• YOUR INSTRUCTIONS:
Reproduce the data exactly and drop any pictures it holds.

• COLLECTED DATA:
- - -

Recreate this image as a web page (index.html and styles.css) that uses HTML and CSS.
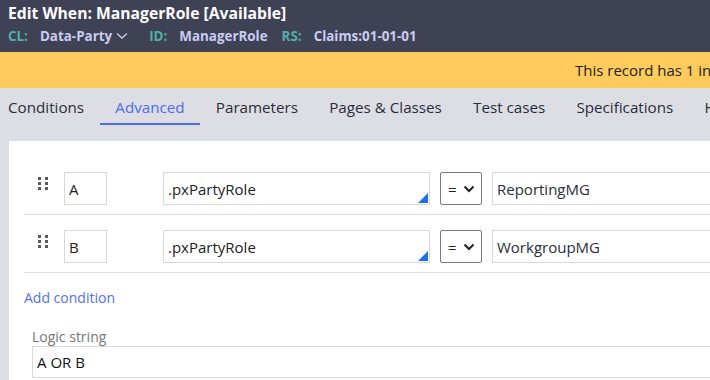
FILE: index.html
```html
<!DOCTYPE html>
<html>
<head>
<meta charset="utf-8">
<link rel="stylesheet" href="styles.css">
</head>
<body>
<header class="hdr">
  <div class="title">Edit When: ManagerRole [Available]</div>
  <div class="meta">
    <span class="k">CL:</span><span class="v">Data-Party</span><svg class="chev" width="12" height="8" viewBox="0 0 12 8"><path d="M1 1.5 L6 6 L11 1.5" fill="none" stroke="#c9cdf0" stroke-width="1.4"/></svg>
    <span class="k k2">ID:</span><span class="v">ManagerRole</span>
    <span class="k k3">RS:</span><span class="v">Claims:01-01-01</span>
  </div>
</header>
<div class="banner"><span class="msg">This record has 1 invalid reference</span></div>
<nav class="tabs">
  <span class="tab">Conditions</span>
  <span class="tab active">Advanced</span>
  <span class="tab">Parameters</span>
  <span class="tab">Pages &amp; Classes</span>
  <span class="tab">Test cases</span>
  <span class="tab">Specifications</span>
  <span class="tab">History</span>
</nav>
<main class="panel">
  <div class="rows">
    <div class="row">
      <span class="handle"><i></i><i></i><i></i><i></i><i></i><i></i></span>
      <div class="box lbl">A</div>
      <div class="box prop">.pxPartyRole<span class="tri"></span></div>
      <div class="sel"><span>=</span><svg width="12" height="8" viewBox="0 0 12 8"><path d="M1.5 1.5 L6 6 L10.5 1.5" fill="none" stroke="#222" stroke-width="2"/></svg></div>
      <div class="box val">ReportingMG</div>
    </div>
    <div class="row">
      <span class="handle"><i></i><i></i><i></i><i></i><i></i><i></i></span>
      <div class="box lbl">B</div>
      <div class="box prop">.pxPartyRole<span class="tri"></span></div>
      <div class="sel"><span>=</span><svg width="12" height="8" viewBox="0 0 12 8"><path d="M1.5 1.5 L6 6 L10.5 1.5" fill="none" stroke="#222" stroke-width="2"/></svg></div>
      <div class="box val">WorkgroupMG</div>
    </div>
  </div>
  <a class="add">Add condition</a>
  <div class="logic">
    <div class="llabel">Logic string</div>
    <div class="box linput">A OR B</div>
  </div>
</main>
</body>
</html>
```
FILE: styles.css
```css
* { box-sizing: border-box; }
html, body { margin: 0; padding: 0; }
body {
  width: 710px; height: 380px; overflow: hidden;
  font-family: "Open Sans", "Noto Sans", sans-serif;
  background: #dddee3;
  color: #222;
}
.hdr {
  background: #3f4155;
  height: 52px;
  padding: 2px 8px 0;
}
.title {
  color: #fff;
  font-weight: 700;
  font-size: 15.7px;
  line-height: 22px;
  white-space: nowrap;
}
.meta {
  display: flex; align-items: center;
  font-size: 13.4px; font-weight: 700;
  line-height: 22px;
  margin-top: 1px;
  white-space: nowrap;
}
.meta .k { color: #4fb0a6; margin-right: 12px; }
.meta .k2 { margin-left: 21px; }
.meta .k3 { margin-left: 14px; }
.meta .v { color: #c9cdf0; }
.chev { margin-left: 4px; }
.banner {
  background: #ffcb5c;
  height: 36px;
  display: flex; align-items: center;
  padding-left: 575px;
  white-space: nowrap; overflow: hidden;
  font-size: 15px; color: #222;
}
.tabs {
  display: flex;
  height: 53px;
  white-space: nowrap;
  overflow: hidden;
}
.tab {
  flex-shrink: 0;
  font-size: 15.2px;
  color: #2b2c3a;
  padding: 8px 15.6px 0;
  height: 37px;
  line-height: 22px;
}
.tab:first-child { padding-left: 8px; }
.tab.active {
  color: #4e6bf0;
  border-bottom: 2px solid #4e6bf0;
}
.panel {
  background: #fff;
  margin-left: 9px;
  height: 239px;
  padding: 16px 0 0 15px;
}
.row {
  display: flex; align-items: center;
  padding: 15px 0 9px 14px;
  border-bottom: 1px solid #dcdcdc;
}
.handle {
  flex-shrink: 0;
  display: grid;
  grid-template-columns: 3px 3px;
  grid-auto-rows: 3px;
  column-gap: 4px; row-gap: 2px;
  width: 10px;
  margin-right: 16px;
  margin-top: -10px;
}
.handle i { background: #5a5a5a; display: block; }
.box {
  flex-shrink: 0;
  border: 1px solid #d8d8d8;
  height: 33px;
  font-size: 15px;
  display: flex; align-items: center;
  padding-left: 4px;
  position: relative;
  white-space: nowrap;
}
.lbl { width: 43px; margin-right: 56px; }
.prop { width: 267px; margin-right: 10px; }
.tri {
  position: absolute; right: 1px; bottom: 1px;
  width: 0; height: 0;
  border-left: 10px solid transparent;
  border-bottom: 10px solid #1e6fef;
}
.sel {
  flex-shrink: 0;
  width: 42px; height: 33px;
  border: 1px solid #7a7a7a;
  border-radius: 2px;
  display: flex; align-items: center; justify-content: space-between;
  padding: 0 6px 0 7px;
  font-size: 15px;
  margin-right: 10px;
}
.val { flex: 1 1 auto; padding-left: 4px; color: #2a2d3a; border-right: none; }
.add {
  display: block;
  color: #5470f0;
  font-size: 14px;
  margin-top: 15px;
  line-height: 20px;
}
.logic { margin-left: 8px; margin-top: 20px; }
.llabel { color: #777; font-size: 14px; line-height: 18px; }
.linput { height: 32px; padding-left: 4px; color: #111; border-right: none; }
```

- - -

• FINAL RESULT:
Recreate this image as a web page (index.html and styles.css) that uses HTML and CSS.
FILE: index.html
```html
<!DOCTYPE html>
<html>
<head>
<meta charset="utf-8">
<link rel="stylesheet" href="styles.css">
</head>
<body>
<header class="hdr">
  <div class="title">Edit When: ManagerRole [Available]</div>
  <div class="meta">
    <span class="k">CL:</span><span class="v">Data-Party</span><svg class="chev" width="12" height="8" viewBox="0 0 12 8"><path d="M1 1.5 L6 6 L11 1.5" fill="none" stroke="#c9cdf0" stroke-width="1.4"/></svg>
    <span class="k k2">ID:</span><span class="v">ManagerRole</span>
    <span class="k k3">RS:</span><span class="v">Claims:01-01-01</span>
  </div>
</header>
<div class="banner"><span class="msg">This record has 1 invalid reference</span></div>
<nav class="tabs">
  <span class="tab">Conditions</span>
  <span class="tab active">Advanced</span>
  <span class="tab">Parameters</span>
  <span class="tab">Pages &amp; Classes</span>
  <span class="tab">Test cases</span>
  <span class="tab">Specifications</span>
  <span class="tab">History</span>
</nav>
<main class="panel">
  <div class="rows">
    <div class="row">
      <span class="handle"><i></i><i></i><i></i><i></i><i></i><i></i></span>
      <div class="box lbl">A</div>
      <div class="box prop">.pxPartyRole<span class="tri"></span></div>
      <div class="sel"><span>=</span><svg width="12" height="8" viewBox="0 0 12 8"><path d="M1.5 1.5 L6 6 L10.5 1.5" fill="none" stroke="#222" stroke-width="2"/></svg></div>
      <div class="box val">ReportingMG</div>
    </div>
    <div class="row">
      <span class="handle"><i></i><i></i><i></i><i></i><i></i><i></i></span>
      <div class="box lbl">B</div>
      <div class="box prop">.pxPartyRole<span class="tri"></span></div>
      <div class="sel"><span>=</span><svg width="12" height="8" viewBox="0 0 12 8"><path d="M1.5 1.5 L6 6 L10.5 1.5" fill="none" stroke="#222" stroke-width="2"/></svg></div>
      <div class="box val">WorkgroupMG</div>
    </div>
  </div>
  <a class="add">Add condition</a>
  <div class="logic">
    <div class="llabel">Logic string</div>
    <div class="box linput">A OR B</div>
  </div>
</main>
</body>
</html>
```
FILE: styles.css
```css
* { box-sizing: border-box; }
html, body { margin: 0; padding: 0; }
body {
  width: 710px; height: 380px; overflow: hidden;
  font-family: "Open Sans", "Noto Sans", sans-serif;
  background: #dddee3;
  color: #222;
}
.hdr {
  background: #3f4155;
  height: 52px;
  padding: 2px 8px 0;
}
.title {
  color: #fff;
  font-weight: 700;
  font-size: 15.7px;
  line-height: 22px;
  white-space: nowrap;
}
.meta {
  display: flex; align-items: center;
  font-size: 13.4px; font-weight: 700;
  line-height: 22px;
  margin-top: 1px;
  white-space: nowrap;
}
.meta .k { color: #4fb0a6; margin-right: 12px; }
.meta .k2 { margin-left: 21px; }
.meta .k3 { margin-left: 14px; }
.meta .v { color: #c9cdf0; }
.chev { margin-left: 4px; }
.banner {
  background: #ffcb5c;
  height: 36px;
  display: flex; align-items: center;
  padding-left: 575px;
  white-space: nowrap; overflow: hidden;
  font-size: 15px; color: #222;
}
.tabs {
  display: flex;
  height: 53px;
  white-space: nowrap;
  overflow: hidden;
}
.tab {
  flex-shrink: 0;
  font-size: 15.2px;
  color: #2b2c3a;
  padding: 8px 15.6px 0;
  height: 37px;
  line-height: 22px;
}
.tab:first-child { padding-left: 8px; }
.tab.active {
  color: #4e6bf0;
  border-bottom: 2px solid #4e6bf0;
}
.panel {
  background: #fff;
  margin-left: 9px;
  height: 239px;
  padding: 16px 0 0 15px;
}
.row {
  display: flex; align-items: center;
  padding: 15px 0 9px 14px;
  border-bottom: 1px solid #dcdcdc;
}
.handle {
  flex-shrink: 0;
  display: grid;
  grid-template-columns: 3px 3px;
  grid-auto-rows: 3px;
  column-gap: 4px; row-gap: 2px;
  width: 10px;
  margin-right: 16px;
  margin-top: -10px;
}
.handle i { background: #5a5a5a; display: block; }
.box {
  flex-shrink: 0;
  border: 1px solid #d8d8d8;
  height: 33px;
  font-size: 15px;
  display: flex; align-items: center;
  padding-left: 4px;
  position: relative;
  white-space: nowrap;
}
.lbl { width: 43px; margin-right: 56px; }
.prop { width: 267px; margin-right: 10px; }
.tri {
  position: absolute; right: 1px; bottom: 1px;
  width: 0; height: 0;
  border-left: 10px solid transparent;
  border-bottom: 10px solid #1e6fef;
}
.sel {
  flex-shrink: 0;
  width: 42px; height: 33px;
  border: 1px solid #7a7a7a;
  border-radius: 2px;
  display: flex; align-items: center; justify-content: space-between;
  padding: 0 6px 0 7px;
  font-size: 15px;
  margin-right: 10px;
}
.val { flex: 1 1 auto; padding-left: 4px; color: #2a2d3a; border-right: none; }
.add {
  display: block;
  color: #5470f0;
  font-size: 14px;
  margin-top: 15px;
  line-height: 20px;
}
.logic { margin-left: 8px; margin-top: 20px; }
.llabel { color: #777; font-size: 14px; line-height: 18px; }
.linput { height: 32px; padding-left: 4px; color: #111; border-right: none; }
```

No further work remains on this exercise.